True to its stereotype, however, Death Valley isn't an attractive place to pass a summer. Between June and August, average daily air temperatures top 110 degrees with highs reaching 134 degrees, the second-hottest temperature ever recorded in the world. Ground level temperatures have hit 190 degrees.

Rainfall is scarce. Nestled beneath the Panamint Mountain Range just east of the Sierra Nevada, Death Valley is the driest spot on earth, averaging 1.69 inches of rain a year.

Summer heat is so intense, it could evaporate a lake 12 feet deep across the whole valley in one year.

The rain that does fall can be dangerous. Flashfloods are a constant winter-time threat as steep, narrow canyons can fill with raging torrents up to 8 feet high in less than an hour.

Death Valley was a huge lake 10,000 years ago - when the last Ice Age was ending. Rainwater doesn't flow out. It picks up minerals off the steep canyon walls and washes them out across the floor.

The mineral washes create giant salt pans. At places like Badwater and the Devil's Golf Course, the white crusts are up to 6 feet thick, reflecting the heat and making the sunlight even brighter.

At 280 feet below sea level, Badwater is the lowest spot on the Earth's surface you can drive to, and maybe the hottest. The salt pan spreads out like some huge, shimmering sea.

While Badwater is flat and you can walk on it, the Devil's Golf Course is nearly impassable. The rain that washed the salt down from canyon walls also shaped it into jagged, rock salt spikes that make hiking treacherous.

The Bennett-Long 49ers who mistakenly wandered into Death Valley in 1849 couldn't move their wagons after encountering the Golf Course. They camped by a spring for 26 days that winter while two young men walked 600 miles to bring back supplies.

Despite managing to avoid the intense summer heat, the 49ers were only too glad to escape their predicament, turning back to wish "Good-bye Death Valley" when they hiked out over the Panamint Mountains.

There were wrong.

The valley wasn't and isn't dead.

Plants grow almost everywhere in Death Valley except for the salt pans.

Trees, like the mesquite, have roots stretching 60 to 125 feet down and plants can spread roots over 30 square feet in order to find water below the surface or capture every possible drop that falls in the infrequent rains.

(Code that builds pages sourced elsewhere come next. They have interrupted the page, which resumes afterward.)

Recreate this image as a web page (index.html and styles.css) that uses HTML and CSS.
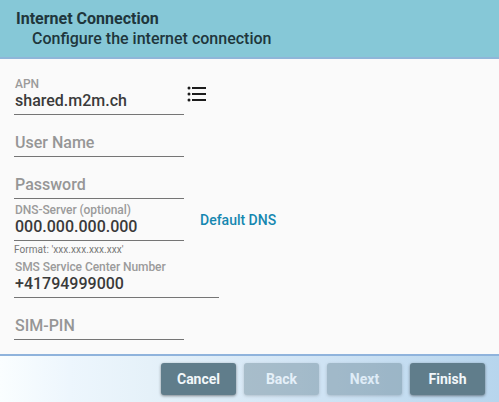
FILE: index.html
```html
<!DOCTYPE html>
<html lang="en">
<head>
<meta charset="utf-8">
<title>Internet Connection</title>
<link rel="stylesheet" href="styles.css">
</head>
<body>
<header class="header">
  <h1 class="title">Internet Connection</h1>
  <p class="subtitle">Configure the internet connection</p>
</header>
<main class="form">
  <div class="row">
    <div class="field"><span class="label">APN</span><span class="value">shared.m2m.ch</span></div>
    <svg class="list-icon" width="20" height="18" viewBox="0 0 20 18">
      <g fill="#1c1c1c"><circle cx="2" cy="3" r="1.5"/><circle cx="2" cy="9" r="1.5"/><circle cx="2" cy="15" r="1.5"/><path d="M5 2h14v2H5zM5 8h14v2H5zM5 14h14v2H5z"/></g>
    </svg>
  </div>
  <div class="field"><span class="placeholder">User Name</span></div>
  <div class="field"><span class="placeholder">Password</span></div>
  <div class="row">
    <div class="field"><span class="label">DNS-Server (optional)</span><span class="value">000.000.000.000</span></div>
    <a class="link">Default DNS</a>
  </div>
  <div class="hint">Format: 'xxx.xxx.xxx.xxx'</div>
  <div class="field wide"><span class="label">SMS Service Center Number</span><span class="value">+41794999000</span></div>
  <div class="field"><span class="placeholder">SIM-PIN</span></div>
</main>
<footer class="footer">
  <button class="btn">Cancel</button>
  <button class="btn" disabled>Back</button>
  <button class="btn" disabled>Next</button>
  <button class="btn">Finish</button>
</footer>
</body>
</html>
```
FILE: styles.css
```css
* { box-sizing: border-box; }
body {
  margin: 0;
  height: 402px;
  display: flex;
  flex-direction: column;
  overflow: hidden;
  background: #fafafa;
  font-family: Roboto, "Liberation Sans", sans-serif;
  font-weight: 500;
}
.header {
  height: 59px;
  padding: 9px 16px 0;
  background: #86c8d7;
  border-bottom: 2px solid #8fb6d9;
  color: #20363c;
}
.title, .subtitle { margin: 0; font-size: 16px; line-height: 20px; white-space: nowrap; }
.title { font-weight: 700; }
.subtitle { padding-left: 16px; font-weight: 500; }
.form { flex: 1; padding: 14px 14px 0; }
.row { display: flex; }
.field {
  width: 170px;
  height: 42px;
  padding: 4px 1px 0;
  border-bottom: 1px solid #757575;
  display: flex;
  flex-direction: column;
  align-items: flex-start;
  white-space: nowrap;
}
.wide { width: 205px; }
.label { font-size: 12px; letter-spacing: -.07px; line-height: 14px; color: #9b9b9b; }
.value { font-size: 16px; line-height: 20px; color: #3a3a3a; }
.placeholder { font-size: 16px; line-height: 20px; padding-top: 14px; color: #969696; }
.list-icon { margin: 12px 0 0 3px; }
.link { margin: 12px 0 0 16px; font-size: 14px; line-height: 18px; color: #1587b0; }
.hint { height: 15px; padding-top: 3px; font-size: 10px; font-weight: 400; letter-spacing: .07px; line-height: 12px; color: #777; }
.footer {
  height: 48px;
  border-top: 2px solid #8fb3dc;
  padding: 7px 14px 0;
  display: flex;
  justify-content: flex-end;
  gap: 8px;
  background: linear-gradient(90deg, #fafeff 0%, #edf6fd 14%, #e5f1f9 30%, #d2e5f5 60%, #b7d5ed 100%);
}
.btn {
  width: 75px;
  height: 32px;
  padding: 0;
  border: 0;
  border-radius: 3px;
  background: #607d8b;
  color: #f2f7fa;
  font: 700 14px/32px Roboto, "Liberation Sans", sans-serif;
  box-shadow: 0 1px 3px rgba(0, 0, 0, .45);
}
.btn:disabled { opacity: .4; color: #fff; }
```
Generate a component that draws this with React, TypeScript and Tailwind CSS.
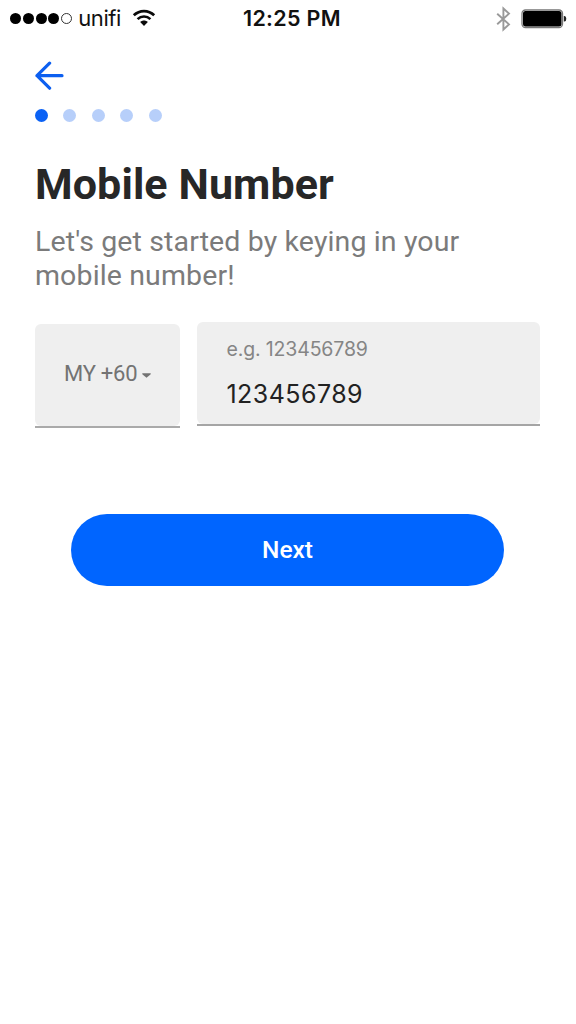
function Wifi() {
  return (
    <svg className="ml-[11px] h-[18px] w-[24px]" viewBox="0 0 24 18" fill="none" stroke="#0a0a0a">
      <path d="M1.8 6.3C7.6 .7 16.4 .7 22.2 6.3" strokeWidth="2.7" />
      <path d="M5.6 10.2C9.2 6.6 14.8 6.6 18.4 10.2" strokeWidth="2.6" />
      <path d="M8.2 13C10.4 11 13.6 11 15.8 13L12 16.9Z" fill="#0a0a0a" stroke="none" />
    </svg>
  );
}

function StatusBar() {
  return (
    <header className="grid h-[36px] grid-cols-[243px_1fr_auto] items-center font-['Inter',sans-serif] text-[#111]">
      <div className="flex h-full items-center pl-[10px]">
        <div className="flex gap-[1.8px]">
          {[0, 1, 2, 3].map((i) => (
            <span key={i} className="size-[11px] rounded-full bg-black" />
          ))}
          <span className="size-[11px] rounded-full border border-[#333]" />
        </div>
        <span className="ml-[6px] text-[22px] leading-[36px] tracking-[-0.4px]">unifi</span>
        <Wifi />
      </div>
      <div className="text-[21.5px] leading-[36px] font-semibold tracking-[0.3px] whitespace-nowrap">12:25 PM</div>
      <div className="flex items-center pt-[1px] pr-[9px]">
        <svg className="h-[26px] w-[16px]" viewBox="0 0 16 26" fill="none" stroke="#999" strokeWidth="1.9">
          <path d="M2.2 7.7L14 18.4L8.4 23.5V2.5L14 7.6L2.2 18.3" />
        </svg>
        <svg className="ml-[10px] h-[20px] w-[46px]" viewBox="0 0 46 20">
          <rect x="1" y="1" width="40.5" height="17.5" rx="3.5" fill="#fff" stroke="#777" strokeWidth="1.3" />
          <rect x="2" y="2" width="38.5" height="15.5" rx="2.5" fill="#000" />
          <path d="M42.8 7H43.5Q45.3 7 45.3 9.8T43.5 12.6H42.8Z" fill="#222" />
        </svg>
      </div>
    </header>
  );
}

export default function App() {
  return (
    <div className="flex h-[1024px] w-[576px] flex-col overflow-hidden bg-white font-['Roboto',sans-serif]">
      <StatusBar />
      <main className="flex flex-col pr-[36px] pl-[35px]">
        <button className="mt-[25px] h-[30px] w-[30px]" aria-label="Back">
          <svg className="h-[30px] w-[30px]" viewBox="0 0 30 30" fill="none" stroke="#0c5ff0" strokeWidth="3.2" strokeLinecap="round" strokeLinejoin="round">
            <path d="M14.6 2.2L2 14.7L14.6 27.2M2 14.7H27" />
          </svg>
        </button>
        <div className="mt-[18px] flex gap-[15.4px]">
          <span className="size-[13px] rounded-full bg-[#0b62f5]" />
          {[1, 2, 3, 4].map((i) => (
            <span key={i} className="size-[13px] rounded-full bg-[#b7cffa]" />
          ))}
        </div>
        <h1 className="mt-[37px] text-[43px] leading-[50px] font-bold tracking-[0.1px] whitespace-nowrap text-[#272727]">
          Mobile Number
        </h1>
        <p className="mt-[16px] text-[28.5px] leading-[33.5px] tracking-[0.13px] whitespace-nowrap text-[#7b7b7b]">
          Let's get started by keying in your
          <br />
          mobile number!
        </p>
        <div className="mt-[30px] flex gap-[17.5px]">
          <button className="mt-[2px] flex h-[104px] w-[144.5px] flex-col">
            <span className="flex w-full flex-1 items-center rounded-[6px] bg-[#efefef] pb-[4px] pl-[29px] text-[22px] tracking-[-0.25px] whitespace-nowrap text-[#737373]">
              MY +60
              <svg className="mt-[4px] ml-[5px] h-[5px] w-[9px]" viewBox="0 0 9 5" fill="#737373">
                <path d="M.3 .3H8.7V1.2L4.5 4.8L.3 1.2Z" />
              </svg>
            </span>
            <span className="h-[2px] w-full bg-[#aaa]" />
          </button>
          <div className="flex h-[104px] flex-1 flex-col font-['Inter',sans-serif]">
            <div className="flex w-full flex-1 flex-col rounded-[6px] bg-[#efefef] pl-[29.5px]">
              <span className="mt-[15px] text-[19.5px] leading-[24px] tracking-[-0.15px] text-[#858585]">e.g. 123456789</span>
              <span className="mt-[17px] text-[25px] leading-[32px] tracking-[0.45px] text-[#222]">123456789</span>
            </div>
            <span className="h-[2px] w-full bg-[#a5a5a5]" />
          </div>
        </div>
        <button className="mt-[86px] ml-[36px] h-[72px] w-[433px] rounded-full bg-[#0065ff] text-[24.5px] font-medium text-white">
          Next
        </button>
      </main>
    </div>
  );
}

Plants developed leaves designed to maximize water intake and minimize losses. Leaves can have small surfaces and waxy covers so they retain water, and light colors to reflect sunlight and minimize evaporation.

Most desert animals are nocturnal, hunting in the cooler evening air. Howling coyotes are a nightly reminder. Some larger animals, like the desert bighorn sheep, live in higher elevations and in the canyons ringing the valley floor. Kangaroo rats have adapted by learning to produce water from seeds they eat.

Man isn't as resourceful, yet Death Valley can be explored.

Many sights are located along main roads. Others can be reached by short hikes, ranging from a half to three miles. Longer hikes lead backpackers into magnificent solitude.

Backcountry roads, including 140 miles recommended for four-wheel-drive only, can take you to remote campgrounds and rarely seen spots.

Everyone can drive to Scotty's Castle in sublime Grapevine Canyon, where a legendary valley figure and a Chicago merchant he charmed erected a home anyone would love to have.

Paved roads and short hikes also lead to craters formed by volcanic eruptions earlier in the land's development.

Most people visit Death Valley between the fall and late spring, when high temperatures range between the 90s and 60s and lows dip into the upper 40s.

Those who make the pilgrimage return often.

Once you see the desert what it is, you know it's worth seeing again and again.